Helcimara Telles - O movimento é fragmentado em termos de pauta, mas teve focos na questão do transporte público, saúde e educação. A população também disse que não se sente representada pelos políticos, criticou o caráter centralizado das decisões no setor público, pouco conectadas com as pessoas. Nesse sentido, a proposta de reforma política vai ao encontro do pedido de maior participação dos cidadãos nas decisões do país.
ZH - Os temas sugeridos por Dilma estão conectados com os pedidos de mudança?
Helcimara - As sugestões tentam tornar a representação mais democrática e transparente. O fim das coligações dará ao eleitor a certeza de que o voto vai para seu partido. Terminar com a suplência no Senado e o voto secreto no Congresso aumentam a transparência. E as pessoas deram um aviso sobre a importância de uma política mais influenciada pela vontade popular e menos pela economia. Hoje, o político representa mais a empresa que o financiou do que o próprio eleitor.
ZH - É importante chamar um plebiscito, como sugere a presidente Dilma?
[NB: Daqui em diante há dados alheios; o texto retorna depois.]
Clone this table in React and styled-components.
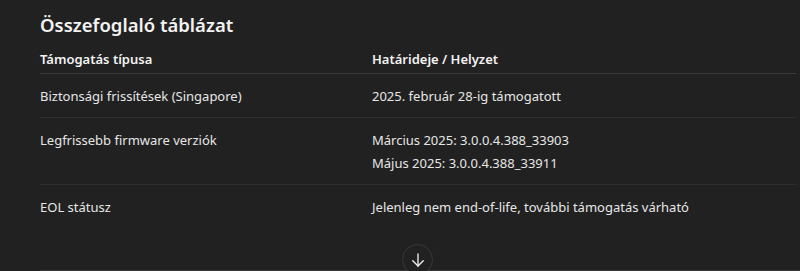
import React from "react";
import styled, { createGlobalStyle } from "styled-components";

const Global = createGlobalStyle`
  html, body { margin: 0; padding: 0; background: #212121; }
  body { font-family: "Noto Sans", "Open Sans", sans-serif; color: #ececec; }
`;

const Page = styled.div`
  position: relative;
  height: 271px;
  overflow: hidden;
  padding: 0 4px 0 40px;
  box-sizing: border-box;
`;

const Heading = styled.h3`
  margin: 0;
  padding-top: 11px;
  font-size: 18.5px;
  line-height: 28px;
  font-weight: 600;
  color: #f3f3f3;
`;

const Table = styled.table`
  width: 756px;
  border-collapse: collapse;
  margin-top: 9px;
  font-size: 13px;
  line-height: 23px;
`;

const Th = styled.th`
  text-align: left;
  font-weight: 600;
  padding: 0 0 2px 0;
  width: ${(p) => p.$w || "auto"};
  border-bottom: 1px solid #3b3b3b;
  color: #f3f3f3;
`;

const Td = styled.td`
  padding: 11px 0 9px;
  vertical-align: top;
  color: #e6e6e6;
`;

const Tr = styled.tr`
  border-bottom: 1px solid #2f2f2f;
  &:last-child { border-bottom: none; }
`;

const Line = styled.div``;

const BottomRule = styled.div`
  position: absolute;
  left: 40px;
  right: 0;
  bottom: 0;
  height: 1px;
  background: #3a3a3a;
`;

const ScrollButton = styled.button`
  position: absolute;
  left: 402px;
  top: 244px;
  width: 31px;
  height: 31px;
  border-radius: 50%;
  border: 1px solid #383838;
  background: #212121;
  padding: 0;
  display: flex;
  align-items: center;
  justify-content: center;
  color: #f0f0f0;
`;

const rows = [
  ["Biztonsági frissítések (Singapore)", ["2025. február 28-ig támogatott"]],
  ["Legfrissebb firmware verziók", ["Március 2025: 3.0.0.4.388_33903", "Május 2025: 3.0.0.4.388_33911"]],
  ["EOL státusz", ["Jelenleg nem end-of-life, további támogatás várható"]],
];

export default function App() {
  return (
    <>
      <Global />
      <Page>
        <Heading>Összefoglaló táblázat</Heading>
        <Table>
          <thead>
            <tr>
              <Th $w="332px">Támogatás típusa</Th>
              <Th>Határideje / Helyzet</Th>
            </tr>
          </thead>
          <tbody>
            {rows.map(([a, b]) => (
              <Tr key={a}>
                <Td>{a}</Td>
                <Td>
                  {b.map((l) => (
                    <Line key={l}>{l}</Line>
                  ))}
                </Td>
              </Tr>
            ))}
          </tbody>
        </Table>
        <BottomRule />
        <ScrollButton aria-label="Görgetés le">
          <svg width="18" height="18" viewBox="0 0 24 24" fill="none" stroke="currentColor" strokeWidth="1.8" strokeLinecap="round" strokeLinejoin="round">
            <path d="M12 4v16" />
            <path d="M5 13l7 7 7-7" />
          </svg>
        </ScrollButton>
      </Page>
    </>
  );
}
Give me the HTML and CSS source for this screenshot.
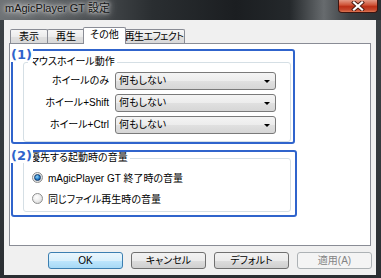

Helcimara - O plebiscito levanta o debate de como funciona o atual modelo de representação. O eleitor terá de se debruçar sobre as regras do sistema eleitoral, um tema técnico e por vezes chato, mas que influencia diretamente sua vida. O plebiscito dará maior legitimidade para as decisões e os resultados da reforma política. Agora, não há garantia da eficiência do resultado, isso não é função da democracia.